In the Air Force, one pilot with a joystick will fly dozens, if not hundreds, of fighter drone planes.

Which means that eventually the huge super aircraft carriers will be replaced by attack size carriers.

And military intelligence gathering computer technology will be reduced to the size of dust motes.

PHysicist Richard Feynman wrote a number of books. A witty fellow, he was, predicting the future of nanotechnology and the military.

Physicist Michu Kaku also has a number of interesting books and articles out on the subject.

fred call

Sent by fred call | 9:36 AM ET | 10-05-2007

Thanks for the info F.C. but of course this is all assuming the American people don't go broke trying to pay for the present wars.

Sent by John R. Otten | 1:33 PM ET | 10-05-2007

John.....Did you ever see Mel Gibson's Road Warrior movies?

Humankind is relegated to find a way to wage war even if it's going back to reinvent the bow and arrow and crossbow.

And if the next war is fought with battleaxes, those battleaxes will be made of superlightweight nanotech titanium that even a child could swing.

If there's one assurity about humankind, we'll find a way to wage a war like reinventing the wheel. We'll melt down on the SUVs to make catapults.

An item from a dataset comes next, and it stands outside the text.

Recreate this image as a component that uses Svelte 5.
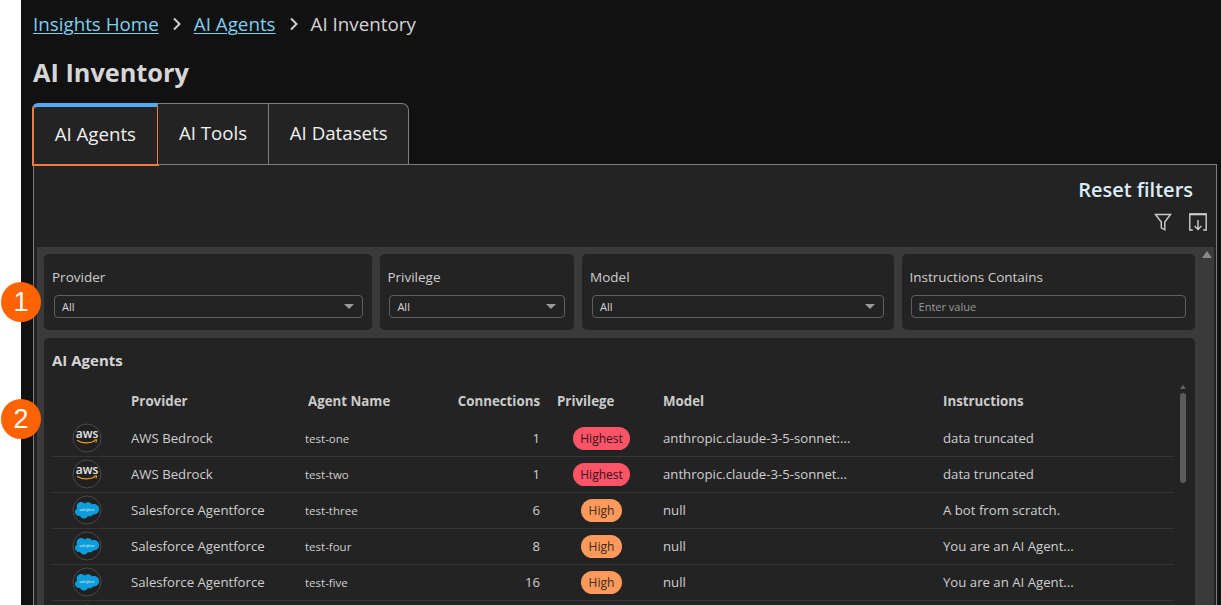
<script>
  const filters = [
    { label: 'Provider', value: 'All', cls: 'f1' },
    { label: 'Privilege', value: 'All', cls: 'f2' },
    { label: 'Model', value: 'All', cls: 'f3' }
  ];
  const rows = [
    { logo: 'aws', provider: 'AWS Bedrock', name: 'test-one', conn: 1, priv: 'Highest', model: 'anthropic.claude-3-5-sonnet:...', instr: 'data truncated' },
    { logo: 'aws', provider: 'AWS Bedrock', name: 'test-two', conn: 1, priv: 'Highest', model: 'anthropic.claude-3-5-sonnet...', instr: 'data truncated' },
    { logo: 'sf', provider: 'Salesforce Agentforce', name: 'test-three', conn: 6, priv: 'High', model: 'null', instr: 'A bot from scratch.' },
    { logo: 'sf', provider: 'Salesforce Agentforce', name: 'test-four', conn: 8, priv: 'High', model: 'null', instr: 'You are an AI Agent...' },
    { logo: 'sf', provider: 'Salesforce Agentforce', name: 'test-five', conn: 16, priv: 'High', model: 'null', instr: 'You are an AI Agent...' }
  ];
</script>

{#snippet sfLogo(label)}
  <svg viewBox="0 0 30 30" width="30" height="30">
    <circle cx="15" cy="15" r="14" fill="#202020" stroke="#4a4a4a" />
    <path d="M12.8 8.600c.9-.9 2-1.400 3.300-1.400 1.600 0 3.100.9 3.800 2.200.7-.3 1.400-.4 2.100-.4 2.900 0 5.200 2.300 5.200 5.200s-2.300 5.200-5.200 5.200h-1c-.6 1.200-1.900 2-3.300 2-.6 0-1.200-.1-1.700-.4-.7 1.500-2.200 2.600-4 2.600-1.900 0-3.500-1.200-4.100-2.800-.3.100-.6.100-.9.100-2.200 0-4-1.800-4-4 0-1.500.8-2.800 2-3.500-.3-.6-.4-1.200-.4-1.900 0-2.500 2.100-4.500 4.600-4.500 1.500 0 2.700.7 3.600 1.800z" fill="#0d9dda" />
    {#if label}<text x="15" y="15.800" text-anchor="middle" class="sft">salesforce</text>{/if}
  </svg>
{/snippet}

<div class="page">
  <span class="marker m1">1</span>
  <span class="marker m2">2</span>

  <nav class="crumbs">
    <a href="#home">Insights Home</a>
    <svg class="chev" viewBox="0 0 10 14"><path d="M2 1.500 7.500 7 2 12.500" /></svg>
    <a href="#agents">AI Agents</a>
    <svg class="chev" viewBox="0 0 10 14"><path d="M2 1.500 7.500 7 2 12.500" /></svg>
    <span>AI Inventory</span>
  </nav>

  <h1>AI Inventory</h1>

  <div class="tabs">
    <div class="tab active">AI Agents</div>
    <div class="tab t2">AI Tools</div>
    <div class="tab t3">AI Datasets</div>
  </div>

  <section class="panel">
    <div class="reset">Reset filters</div>
    <div class="tools">
      <svg viewBox="0 0 18 18" width="18" height="18" class="tool"><path d="M1.500 1.500h15L10.800 9v7.800L7.300 14.800V9z" /></svg>
      <svg viewBox="0 0 18 18" width="18" height="18" class="tool">
        <path d="M3.800 17H.8V1h16.400v16h-3" />
        <path d="M.8 1.400h16.400" stroke-width="1.800" />
        <path d="M9 7v9.300M5.600 13 9 16.400l3.400-3.400" />
      </svg>
    </div>

    <div class="well">
      <div class="scroll-up"></div>
      <div class="filters">
        {#each filters as f}
          <div class="card filter {f.cls}">
            <div class="flabel">{f.label}</div>
            <div class="select"><span>{f.value}</span><i class="caret"></i></div>
          </div>
        {/each}
        <div class="card filter f4">
          <div class="flabel">Instructions Contains</div>
          <div class="select input">Enter value</div>
        </div>
      </div>

      <div class="card table-card">
        <div class="ttitle">AI Agents</div>
        <div class="table">
          <div class="row head">
            <span></span>
            <span>Provider</span>
            <span class="c-name">Agent Name</span>
            <span class="c-conn">Connections</span>
            <span class="c-priv">Privilege</span>
            <span>Model</span>
            <span>Instructions</span>
          </div>
          {#each rows as r}
            <div class="row body">
              <span class="logo">
                {#if r.logo === 'aws'}
                  <svg viewBox="0 0 30 30" width="30" height="30">
                    <circle cx="15" cy="15" r="14" fill="#202020" stroke="#4a4a4a" />
                    <text x="15" y="15" text-anchor="middle" class="awst">aws</text>
                    <path d="M5 17.200c5.500 3.600 13.500 3.600 18.500.4" fill="none" stroke="#f09a1a" stroke-width="1.200" />
                    <path d="M21.800 17.200l3-.5-.8 2.800" fill="none" stroke="#f09a1a" stroke-width="1" />
                  </svg>
                {:else}
                  {@render sfLogo(true)}
                {/if}
              </span>
              <span>{r.provider}</span>
              <span class="name">{r.name}</span>
              <span class="c-conn">{r.conn}</span>
              <span class="pillcell"><b class={r.priv === 'Highest' ? 'pill highest' : 'pill high'}>{r.priv}</b></span>
              <span>{r.model}</span>
              <span>{r.instr}</span>
            </div>
          {/each}
          <div class="row partial"><span class="logo">{@render sfLogo(false)}</span></div>
          <div class="tscroll"><i class="tup"></i><i class="thumb"></i></div>
        </div>
      </div>
    </div>
  </section>
</div>

<style>
  :global(html), :global(body) {
    margin: 0;
    height: 605px;
    overflow: hidden;
    background: #fff;
  }
  .page {
    position: relative;
    box-sizing: border-box;
    height: 605px;
    margin-left: 21px;
    padding: 0 4px 0 12px;
    background: #111;
    color: #d8d8d8;
    font-family: "Open Sans", "Liberation Sans", sans-serif;
  }
  .marker {
    position: absolute;
    left: -20px;
    width: 40px;
    height: 40px;
    border-radius: 50%;
    background: #ff6200;
    color: #fff;
    font-family: "Liberation Sans", sans-serif;
    font-size: 27px;
    line-height: 41px;
    text-align: center;
    z-index: 5;
  }
  .m1 { top: 282px; }
  .m2 { top: 399px; }

  .crumbs {
    display: flex;
    align-items: center;
    height: 47px;
    font-size: 18.800px;
    color: #d4d4d4;
  }
  .crumbs a { color: #7fd0ee; text-decoration: underline; text-underline-offset: 2px; text-decoration-thickness: 1px; }
  .chev { width: 10px; height: 14px; margin: 0 12px 0 13px; flex: none; }
  .chev path { fill: none; stroke: #cfcfcf; stroke-width: 2; }
  h1 {
    margin: 0;
    height: 56px;
    font-size: 25.300px;
    line-height: 51px;
    font-weight: 700;
    color: #d6d6d6;
  }
  .tabs { display: flex; height: 61px; width: 377px; margin-left: -1px; position: relative; z-index: 2; }
  .tab {
    box-sizing: border-box;
    height: 61px;
    background: #232323;
    border-top: 1px solid #7d7d7d;
    border-right: 1px solid #7d7d7d;
    font-size: 18.700px;
    color: #f0f0f0;
    display: flex;
    align-items: center;
    justify-content: center;
    padding-bottom: 4px;
  }
  .active {
    width: 127px;
    height: 63px;
    border: 2px solid #f47b3f;
    border-top: 4px solid #52a9f0;
    border-top-left-radius: 6px;
    padding-bottom: 5px;
  }
  .t2 { width: 112px; margin-left: -1px; }
  .t3 { width: 140px; border-top-right-radius: 7px; }

  .panel {
    box-sizing: border-box;
    height: 441px;
    background: #232323;
    border: 1px solid #7d7d7d;
    border-bottom: 0;
    padding: 0 2px 0 3px;
    overflow: hidden;
  }
  .reset {
    text-align: right;
    font-size: 20px;
    font-weight: 600;
    color: #dcecf9;
    line-height: 25px;
    padding: 12px 21px 0 0;
    margin-bottom: -1px;
  }
  .tools { display: flex; justify-content: flex-end; gap: 17px; padding: 12px 7px 0 0; height: 33px; }
  .tool { fill: none; stroke: #cdcdcd; stroke-width: 1.400; }
  .well {
    position: relative;
    background: #3a3a3a;
    padding: 7px 19px 0 7px;
    height: 358px;
    margin-top: 1px;
    box-sizing: border-box;
  }
  .scroll-up {
    position: absolute;
    right: 2px;
    top: 4px;
    width: 0;
    height: 0;
    border-left: 5px solid transparent;
    border-right: 5px solid transparent;
    border-bottom: 7px solid #8a8a8a;
  }
  .filters { display: flex; gap: 8px; }
  .card { background: #232323; border-radius: 5px; box-sizing: border-box; }
  .filter { height: 76px; padding: 13px 9px 0 8px; }
  .f1 { width: 329px; }
  .f2 { width: 194px; padding-left: 7px; }
  .f3 { width: 312px; padding-right: 10px; }
  .f4 { width: 294px; }
  .flabel { font-size: 13.500px; line-height: 20px; color: #cfcfcf; }
  .select {
    box-sizing: border-box;
    height: 23px;
    margin: 8px 0 0 2px;
    border: 1px solid #5f5f5f;
    border-radius: 4px;
    padding: 0 8px 0 7px;
    font-size: 11px;
    color: #d8d8d8;
    display: flex;
    align-items: center;
    justify-content: space-between;
  }
  .input { color: #9a9a9a; margin-left: 1px; }
  .caret {
    width: 0;
    height: 0;
    border-left: 5px solid transparent;
    border-right: 5px solid transparent;
    border-top: 5px solid #9a9a9a;
  }
  .table-card { margin-top: 8px; height: 267px; padding: 0 20px 0 8px; position: relative; border-radius: 5px 5px 0 0; overflow: hidden; }
  .ttitle { font-size: 15px; font-weight: 700; color: #d6d6d6; line-height: 20px; padding-top: 12px; height: 32px; }
  .row {
    display: grid;
    grid-template-columns: 79px 174px 150px 85px 123px 280px 1fr;
    align-items: center;
    font-size: 13.200px;
    color: #cfcfcf;
    width: 1122px;
  }
  .head { height: 39px; padding-bottom: 1px; font-weight: 700; font-size: 13.300px; color: #cbcbcb; box-sizing: border-box; }
  .c-name { padding-left: 3px; }
  .head .c-priv { padding-left: 17px; }
  .c-conn { text-align: right; }
  .body { height: 36px; padding-bottom: 1px; border-bottom: 1px solid #353535; box-sizing: border-box; }
  .partial { padding-top: 3px; }
  .name { font-size: 11.500px; }
  .logo { display: flex; padding-left: 20px; }
  .pillcell { display: flex; justify-content: center; }
  .pill {
    font-weight: 400;
    font-size: 12px;
    line-height: 23px;
    height: 23px;
    border-radius: 12px;
  }
  .highest { background: #ff5468; padding: 0 7px; color: #33121a; }
  .high { background: #ff9a5c; padding: 0 8px; color: #3a2a20; }
  .awst { font-family: "Open Sans", sans-serif; font-size: 12px; font-weight: 600; fill: #e8e8e8; }
  .sft { font-family: "Open Sans", sans-serif; font-size: 3.400px; fill: #e8f6ff; font-style: italic; }
  .tscroll { position: absolute; right: 9px; top: 47px; width: 6px; }
  .tup {
    display: block;
    width: 0;
    height: 0;
    border-left: 3.500px solid transparent;
    border-right: 3.500px solid transparent;
    border-bottom: 4px solid #666;
  }
  .thumb { display: block; width: 6px; height: 90px; margin-top: 4px; border-radius: 3px; background: #5c5c5c; }
</style>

Besides, right now across America, there are enough guns and ammunition and reloading equipment stored in American homes to keep a war going in grand style for a couple of decades.

Nice thing about the Winchester rifle Billy the Kid used that they got stored in a local museum. It's been kept well oiled through the years, dang thing fires just fine. I have the M1 .30 caliber carbine my dad used in World War Two. Shoots beautifully to this day. Never jams like the modern M-16.

Besides, in a very few short years paper money won't be worth toilet paper anyway. You can use it to wrap black powder to homemake a grenade.

America is a beautiful place. I love it.

fred call

Sent by fred call | 4:48 PM ET | 10-05-2007

Can the average woman tote around this much equipment? Could this result in "resegregation" of certain of the armed forces by sex?

It seems that the "training required" might in large part be maintaining physical conditioning.